EXERCISE DESCRIPTION —
In the data, extract each line that holds the string "with".

DATA PROVIDED —
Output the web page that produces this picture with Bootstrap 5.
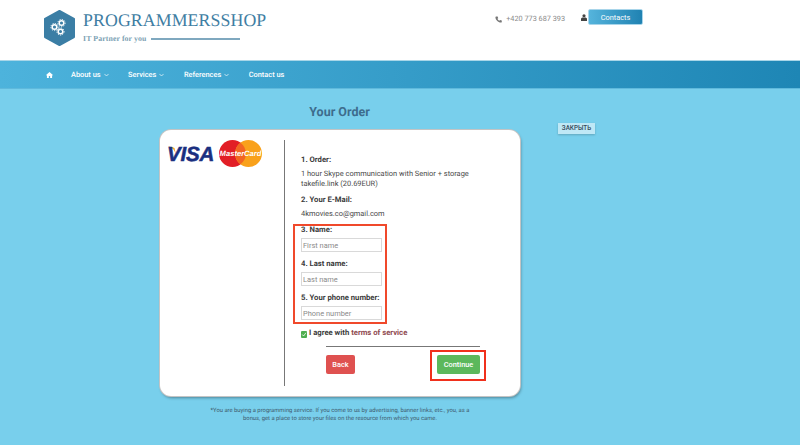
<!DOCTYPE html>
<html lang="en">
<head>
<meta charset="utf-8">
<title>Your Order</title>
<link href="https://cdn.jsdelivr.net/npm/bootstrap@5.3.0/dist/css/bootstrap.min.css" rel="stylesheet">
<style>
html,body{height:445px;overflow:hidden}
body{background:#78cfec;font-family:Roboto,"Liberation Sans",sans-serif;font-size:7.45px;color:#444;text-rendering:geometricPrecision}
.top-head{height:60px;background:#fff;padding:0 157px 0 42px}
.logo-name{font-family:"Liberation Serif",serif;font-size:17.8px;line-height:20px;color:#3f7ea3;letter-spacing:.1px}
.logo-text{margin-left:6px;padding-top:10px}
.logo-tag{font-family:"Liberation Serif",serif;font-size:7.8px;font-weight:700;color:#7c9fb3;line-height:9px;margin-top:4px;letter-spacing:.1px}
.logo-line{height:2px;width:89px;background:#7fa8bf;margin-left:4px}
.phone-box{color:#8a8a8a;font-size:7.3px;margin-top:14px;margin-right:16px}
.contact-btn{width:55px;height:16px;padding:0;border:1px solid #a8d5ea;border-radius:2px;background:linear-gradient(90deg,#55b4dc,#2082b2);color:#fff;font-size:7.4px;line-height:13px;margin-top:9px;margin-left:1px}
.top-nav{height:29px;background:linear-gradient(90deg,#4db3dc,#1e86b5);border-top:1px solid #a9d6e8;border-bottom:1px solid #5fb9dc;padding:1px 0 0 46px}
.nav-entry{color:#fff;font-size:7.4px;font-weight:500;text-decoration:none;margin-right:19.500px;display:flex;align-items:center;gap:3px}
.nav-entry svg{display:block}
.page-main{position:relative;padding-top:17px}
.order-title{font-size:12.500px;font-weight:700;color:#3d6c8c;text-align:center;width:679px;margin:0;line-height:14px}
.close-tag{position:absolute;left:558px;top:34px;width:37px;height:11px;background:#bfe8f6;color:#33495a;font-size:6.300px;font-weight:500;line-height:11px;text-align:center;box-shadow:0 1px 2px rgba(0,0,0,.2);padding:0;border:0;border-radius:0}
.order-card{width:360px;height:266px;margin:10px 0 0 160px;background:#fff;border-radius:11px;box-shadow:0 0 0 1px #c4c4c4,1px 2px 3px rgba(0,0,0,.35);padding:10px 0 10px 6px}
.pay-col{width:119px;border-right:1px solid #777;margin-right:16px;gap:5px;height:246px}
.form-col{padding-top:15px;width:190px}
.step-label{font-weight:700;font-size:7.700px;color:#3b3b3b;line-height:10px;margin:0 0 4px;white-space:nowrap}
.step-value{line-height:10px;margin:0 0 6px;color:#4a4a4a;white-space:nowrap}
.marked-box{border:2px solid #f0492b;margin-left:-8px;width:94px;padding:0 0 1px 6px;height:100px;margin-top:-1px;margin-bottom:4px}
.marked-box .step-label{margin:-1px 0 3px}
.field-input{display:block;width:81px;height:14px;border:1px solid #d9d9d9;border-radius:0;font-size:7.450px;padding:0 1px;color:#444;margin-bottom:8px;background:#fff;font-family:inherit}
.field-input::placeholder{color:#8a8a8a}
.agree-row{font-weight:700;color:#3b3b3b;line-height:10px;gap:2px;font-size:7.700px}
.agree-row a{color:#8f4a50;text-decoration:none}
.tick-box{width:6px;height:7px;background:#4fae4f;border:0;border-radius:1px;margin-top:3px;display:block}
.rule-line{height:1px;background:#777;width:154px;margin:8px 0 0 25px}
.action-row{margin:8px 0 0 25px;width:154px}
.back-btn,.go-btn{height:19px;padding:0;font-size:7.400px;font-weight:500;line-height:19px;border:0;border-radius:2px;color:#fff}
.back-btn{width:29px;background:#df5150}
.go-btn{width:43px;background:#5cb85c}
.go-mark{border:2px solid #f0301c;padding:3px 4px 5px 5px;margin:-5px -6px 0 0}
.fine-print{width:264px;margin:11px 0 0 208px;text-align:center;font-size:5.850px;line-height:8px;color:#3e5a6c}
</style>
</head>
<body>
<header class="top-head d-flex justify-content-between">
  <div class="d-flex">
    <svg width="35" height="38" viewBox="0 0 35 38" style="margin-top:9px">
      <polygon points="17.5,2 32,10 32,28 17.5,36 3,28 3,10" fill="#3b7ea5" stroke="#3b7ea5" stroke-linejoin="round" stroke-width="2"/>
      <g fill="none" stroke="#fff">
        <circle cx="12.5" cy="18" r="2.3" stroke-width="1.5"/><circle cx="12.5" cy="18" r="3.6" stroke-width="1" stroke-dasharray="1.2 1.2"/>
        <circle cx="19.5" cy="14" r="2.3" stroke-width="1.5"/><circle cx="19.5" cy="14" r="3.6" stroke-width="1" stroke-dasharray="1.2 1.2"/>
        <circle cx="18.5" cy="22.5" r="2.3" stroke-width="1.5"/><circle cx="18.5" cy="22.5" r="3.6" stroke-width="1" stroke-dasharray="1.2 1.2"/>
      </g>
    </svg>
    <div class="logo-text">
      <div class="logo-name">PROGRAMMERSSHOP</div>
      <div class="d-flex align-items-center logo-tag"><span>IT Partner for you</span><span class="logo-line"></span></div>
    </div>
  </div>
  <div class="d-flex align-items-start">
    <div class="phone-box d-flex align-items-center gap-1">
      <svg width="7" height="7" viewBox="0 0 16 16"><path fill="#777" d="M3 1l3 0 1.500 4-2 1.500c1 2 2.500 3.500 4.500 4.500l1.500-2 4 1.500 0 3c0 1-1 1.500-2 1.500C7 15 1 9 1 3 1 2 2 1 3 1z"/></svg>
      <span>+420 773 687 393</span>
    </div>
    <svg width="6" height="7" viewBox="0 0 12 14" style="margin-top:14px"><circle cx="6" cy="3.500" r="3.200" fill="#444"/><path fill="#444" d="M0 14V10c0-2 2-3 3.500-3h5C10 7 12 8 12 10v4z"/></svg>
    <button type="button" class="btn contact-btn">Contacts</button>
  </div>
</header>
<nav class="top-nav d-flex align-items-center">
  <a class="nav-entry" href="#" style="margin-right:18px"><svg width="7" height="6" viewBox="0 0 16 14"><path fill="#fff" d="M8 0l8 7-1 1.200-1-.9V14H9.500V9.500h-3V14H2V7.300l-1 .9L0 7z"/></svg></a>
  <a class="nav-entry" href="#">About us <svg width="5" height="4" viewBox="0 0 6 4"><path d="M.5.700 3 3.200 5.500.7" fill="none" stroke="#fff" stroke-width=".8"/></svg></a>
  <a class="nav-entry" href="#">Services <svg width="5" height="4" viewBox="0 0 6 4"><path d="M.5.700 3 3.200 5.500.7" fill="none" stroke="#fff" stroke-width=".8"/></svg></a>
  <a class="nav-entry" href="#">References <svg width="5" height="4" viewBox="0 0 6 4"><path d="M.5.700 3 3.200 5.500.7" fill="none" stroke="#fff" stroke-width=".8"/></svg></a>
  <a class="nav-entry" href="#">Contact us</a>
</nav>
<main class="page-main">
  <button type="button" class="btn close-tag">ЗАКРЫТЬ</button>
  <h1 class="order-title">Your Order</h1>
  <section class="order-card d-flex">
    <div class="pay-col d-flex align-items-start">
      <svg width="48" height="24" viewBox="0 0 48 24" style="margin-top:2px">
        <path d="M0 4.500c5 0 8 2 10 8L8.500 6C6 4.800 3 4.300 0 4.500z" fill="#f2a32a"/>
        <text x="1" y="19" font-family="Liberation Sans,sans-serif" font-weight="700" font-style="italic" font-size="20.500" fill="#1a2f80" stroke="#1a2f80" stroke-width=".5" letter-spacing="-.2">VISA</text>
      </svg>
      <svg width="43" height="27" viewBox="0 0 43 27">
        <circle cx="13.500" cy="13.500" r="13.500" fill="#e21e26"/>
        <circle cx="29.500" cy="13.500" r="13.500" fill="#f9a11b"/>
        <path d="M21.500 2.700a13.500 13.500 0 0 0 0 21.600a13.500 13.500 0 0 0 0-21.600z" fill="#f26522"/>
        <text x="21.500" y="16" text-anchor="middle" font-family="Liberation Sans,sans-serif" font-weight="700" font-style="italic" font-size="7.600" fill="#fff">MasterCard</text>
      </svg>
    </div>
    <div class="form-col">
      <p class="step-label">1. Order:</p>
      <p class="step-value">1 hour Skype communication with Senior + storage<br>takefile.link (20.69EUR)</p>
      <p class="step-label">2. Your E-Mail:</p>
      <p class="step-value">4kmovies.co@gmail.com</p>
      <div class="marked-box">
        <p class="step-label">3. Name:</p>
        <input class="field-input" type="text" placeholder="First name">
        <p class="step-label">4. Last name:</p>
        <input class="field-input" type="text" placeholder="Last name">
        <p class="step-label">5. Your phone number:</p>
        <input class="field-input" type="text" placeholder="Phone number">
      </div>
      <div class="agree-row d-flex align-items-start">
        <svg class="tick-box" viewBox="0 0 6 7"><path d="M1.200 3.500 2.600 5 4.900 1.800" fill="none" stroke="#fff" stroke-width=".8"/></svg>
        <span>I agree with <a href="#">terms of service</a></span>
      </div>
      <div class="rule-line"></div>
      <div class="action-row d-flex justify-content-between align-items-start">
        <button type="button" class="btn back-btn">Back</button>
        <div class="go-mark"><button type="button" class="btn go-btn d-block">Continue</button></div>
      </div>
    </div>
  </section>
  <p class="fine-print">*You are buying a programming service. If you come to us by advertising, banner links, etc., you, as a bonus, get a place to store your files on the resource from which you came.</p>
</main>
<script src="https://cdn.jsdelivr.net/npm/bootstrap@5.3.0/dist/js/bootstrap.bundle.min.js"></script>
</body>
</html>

RESPONSE —
Output the web page that produces this picture with Bootstrap 5.
      <p class="step-value">1 hour Skype communication with Senior + storage<br>takefile.link (20.69EUR)</p>
        <span>I agree with <a href="#">terms of service</a></span>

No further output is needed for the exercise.